-------- Stored data --------
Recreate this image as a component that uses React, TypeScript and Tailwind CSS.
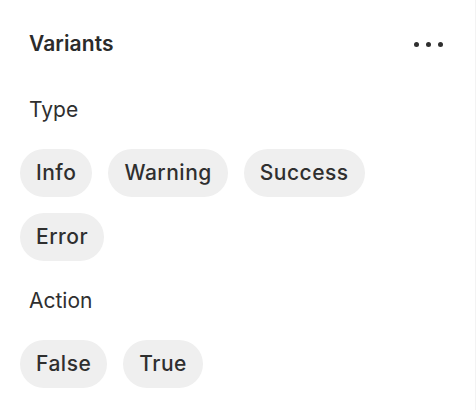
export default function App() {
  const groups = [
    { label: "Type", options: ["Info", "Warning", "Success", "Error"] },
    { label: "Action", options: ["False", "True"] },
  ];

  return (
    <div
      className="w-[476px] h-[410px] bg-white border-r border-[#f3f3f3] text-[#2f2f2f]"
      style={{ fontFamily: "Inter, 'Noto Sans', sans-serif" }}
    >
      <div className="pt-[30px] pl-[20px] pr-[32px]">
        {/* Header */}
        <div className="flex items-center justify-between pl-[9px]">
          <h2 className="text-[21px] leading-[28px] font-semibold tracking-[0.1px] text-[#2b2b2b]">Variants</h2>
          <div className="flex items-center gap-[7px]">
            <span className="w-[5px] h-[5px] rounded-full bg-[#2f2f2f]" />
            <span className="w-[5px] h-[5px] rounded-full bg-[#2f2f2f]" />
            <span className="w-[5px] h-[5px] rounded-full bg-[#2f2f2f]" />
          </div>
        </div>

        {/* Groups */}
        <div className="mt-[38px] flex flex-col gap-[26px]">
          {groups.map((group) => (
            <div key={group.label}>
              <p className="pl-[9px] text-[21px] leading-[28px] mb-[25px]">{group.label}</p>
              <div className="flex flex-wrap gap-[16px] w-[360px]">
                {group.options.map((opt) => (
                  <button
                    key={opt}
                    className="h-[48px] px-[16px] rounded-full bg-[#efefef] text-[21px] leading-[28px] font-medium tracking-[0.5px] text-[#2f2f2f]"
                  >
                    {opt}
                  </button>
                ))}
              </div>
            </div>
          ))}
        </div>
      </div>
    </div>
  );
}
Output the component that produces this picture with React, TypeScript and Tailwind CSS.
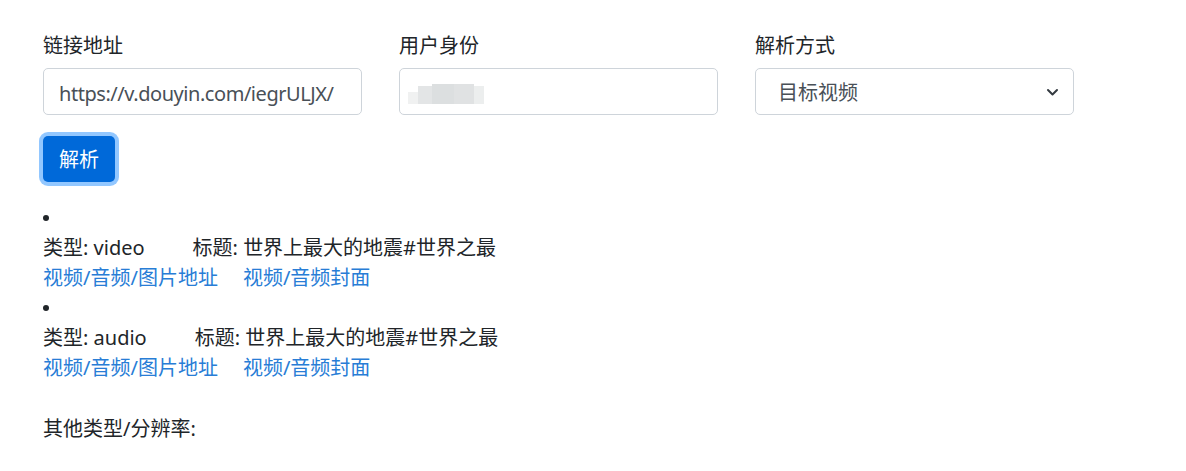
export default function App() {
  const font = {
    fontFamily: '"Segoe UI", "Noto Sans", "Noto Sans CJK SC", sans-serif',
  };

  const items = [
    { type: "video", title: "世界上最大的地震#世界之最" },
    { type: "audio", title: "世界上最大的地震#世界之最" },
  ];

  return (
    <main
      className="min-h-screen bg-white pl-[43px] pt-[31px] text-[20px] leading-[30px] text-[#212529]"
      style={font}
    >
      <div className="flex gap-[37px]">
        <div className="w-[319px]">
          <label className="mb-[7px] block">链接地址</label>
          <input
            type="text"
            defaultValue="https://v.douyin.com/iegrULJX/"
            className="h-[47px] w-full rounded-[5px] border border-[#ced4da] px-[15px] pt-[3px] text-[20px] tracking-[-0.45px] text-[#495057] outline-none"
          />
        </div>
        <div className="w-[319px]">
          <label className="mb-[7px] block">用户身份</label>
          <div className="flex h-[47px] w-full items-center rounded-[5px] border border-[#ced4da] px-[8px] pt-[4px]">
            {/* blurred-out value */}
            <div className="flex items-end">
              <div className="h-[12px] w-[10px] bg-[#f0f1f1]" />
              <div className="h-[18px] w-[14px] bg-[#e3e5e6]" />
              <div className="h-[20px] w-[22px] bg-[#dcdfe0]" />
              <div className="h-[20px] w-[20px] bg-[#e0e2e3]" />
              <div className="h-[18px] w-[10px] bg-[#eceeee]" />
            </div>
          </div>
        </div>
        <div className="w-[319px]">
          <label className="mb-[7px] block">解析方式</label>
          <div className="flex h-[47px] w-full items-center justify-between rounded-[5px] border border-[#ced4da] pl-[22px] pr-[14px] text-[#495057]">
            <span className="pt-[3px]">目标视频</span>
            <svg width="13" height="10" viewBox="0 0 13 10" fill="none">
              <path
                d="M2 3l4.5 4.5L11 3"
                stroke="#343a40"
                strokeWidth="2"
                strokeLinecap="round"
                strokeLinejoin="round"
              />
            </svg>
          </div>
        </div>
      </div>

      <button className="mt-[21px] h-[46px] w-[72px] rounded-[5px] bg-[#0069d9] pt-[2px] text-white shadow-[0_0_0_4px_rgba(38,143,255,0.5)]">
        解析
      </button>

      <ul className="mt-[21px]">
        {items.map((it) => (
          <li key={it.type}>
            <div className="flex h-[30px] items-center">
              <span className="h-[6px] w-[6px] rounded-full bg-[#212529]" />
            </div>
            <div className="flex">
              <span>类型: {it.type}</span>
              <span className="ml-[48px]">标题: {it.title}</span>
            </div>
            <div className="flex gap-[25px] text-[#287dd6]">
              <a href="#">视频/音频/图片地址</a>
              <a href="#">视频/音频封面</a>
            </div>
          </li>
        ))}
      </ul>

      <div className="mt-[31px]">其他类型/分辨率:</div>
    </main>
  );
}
--------
## Instruction
Strip out the images, then output the records above word for word.

## Result for this exercise
Recreate this image as a component that uses React, TypeScript and Tailwind CSS.
export default function App() {
  const groups = [
    { label: "Type", options: ["Info", "Warning", "Success", "Error"] },
    { label: "Action", options: ["False", "True"] },
  ];

  return (
    <div
      className="w-[476px] h-[410px] bg-white border-r border-[#f3f3f3] text-[#2f2f2f]"
      style={{ fontFamily: "Inter, 'Noto Sans', sans-serif" }}
    >
      <div className="pt-[30px] pl-[20px] pr-[32px]">
        {/* Header */}
        <div className="flex items-center justify-between pl-[9px]">
          <h2 className="text-[21px] leading-[28px] font-semibold tracking-[0.1px] text-[#2b2b2b]">Variants</h2>
          <div className="flex items-center gap-[7px]">
            <span className="w-[5px] h-[5px] rounded-full bg-[#2f2f2f]" />
            <span className="w-[5px] h-[5px] rounded-full bg-[#2f2f2f]" />
            <span className="w-[5px] h-[5px] rounded-full bg-[#2f2f2f]" />
          </div>
        </div>

        {/* Groups */}
        <div className="mt-[38px] flex flex-col gap-[26px]">
          {groups.map((group) => (
            <div key={group.label}>
              <p className="pl-[9px] text-[21px] leading-[28px] mb-[25px]">{group.label}</p>
              <div className="flex flex-wrap gap-[16px] w-[360px]">
                {group.options.map((opt) => (
                  <button
                    key={opt}
                    className="h-[48px] px-[16px] rounded-full bg-[#efefef] text-[21px] leading-[28px] font-medium tracking-[0.5px] text-[#2f2f2f]"
                  >
                    {opt}
                  </button>
                ))}
              </div>
            </div>
          ))}
        </div>
      </div>
    </div>
  );
}
Output the component that produces this picture with React, TypeScript and Tailwind CSS.
export default function App() {
  const font = {
    fontFamily: '"Segoe UI", "Noto Sans", "Noto Sans CJK SC", sans-serif',
  };

  const items = [
    { type: "video", title: "世界上最大的地震#世界之最" },
    { type: "audio", title: "世界上最大的地震#世界之最" },
  ];

  return (
    <main
      className="min-h-screen bg-white pl-[43px] pt-[31px] text-[20px] leading-[30px] text-[#212529]"
      style={font}
    >
      <div className="flex gap-[37px]">
        <div className="w-[319px]">
          <label className="mb-[7px] block">链接地址</label>
          <input
            type="text"
            defaultValue="https://v.douyin.com/iegrULJX/"
            className="h-[47px] w-full rounded-[5px] border border-[#ced4da] px-[15px] pt-[3px] text-[20px] tracking-[-0.45px] text-[#495057] outline-none"
          />
        </div>
        <div className="w-[319px]">
          <label className="mb-[7px] block">用户身份</label>
          <div className="flex h-[47px] w-full items-center rounded-[5px] border border-[#ced4da] px-[8px] pt-[4px]">
            {/* blurred-out value */}
            <div className="flex items-end">
              <div className="h-[12px] w-[10px] bg-[#f0f1f1]" />
              <div className="h-[18px] w-[14px] bg-[#e3e5e6]" />
              <div className="h-[20px] w-[22px] bg-[#dcdfe0]" />
              <div className="h-[20px] w-[20px] bg-[#e0e2e3]" />
              <div className="h-[18px] w-[10px] bg-[#eceeee]" />
            </div>
          </div>
        </div>
        <div className="w-[319px]">
          <label className="mb-[7px] block">解析方式</label>
          <div className="flex h-[47px] w-full items-center justify-between rounded-[5px] border border-[#ced4da] pl-[22px] pr-[14px] text-[#495057]">
            <span className="pt-[3px]">目标视频</span>
            <svg width="13" height="10" viewBox="0 0 13 10" fill="none">
              <path
                d="M2 3l4.5 4.5L11 3"
                stroke="#343a40"
                strokeWidth="2"
                strokeLinecap="round"
                strokeLinejoin="round"
              />
            </svg>
          </div>
        </div>
      </div>

      <button className="mt-[21px] h-[46px] w-[72px] rounded-[5px] bg-[#0069d9] pt-[2px] text-white shadow-[0_0_0_4px_rgba(38,143,255,0.5)]">
        解析
      </button>

      <ul className="mt-[21px]">
        {items.map((it) => (
          <li key={it.type}>
            <div className="flex h-[30px] items-center">
              <span className="h-[6px] w-[6px] rounded-full bg-[#212529]" />
            </div>
            <div className="flex">
              <span>类型: {it.type}</span>
              <span className="ml-[48px]">标题: {it.title}</span>
            </div>
            <div className="flex gap-[25px] text-[#287dd6]">
              <a href="#">视频/音频/图片地址</a>
              <a href="#">视频/音频封面</a>
            </div>
          </li>
        ))}
      </ul>

      <div className="mt-[31px]">其他类型/分辨率:</div>
    </main>
  );
}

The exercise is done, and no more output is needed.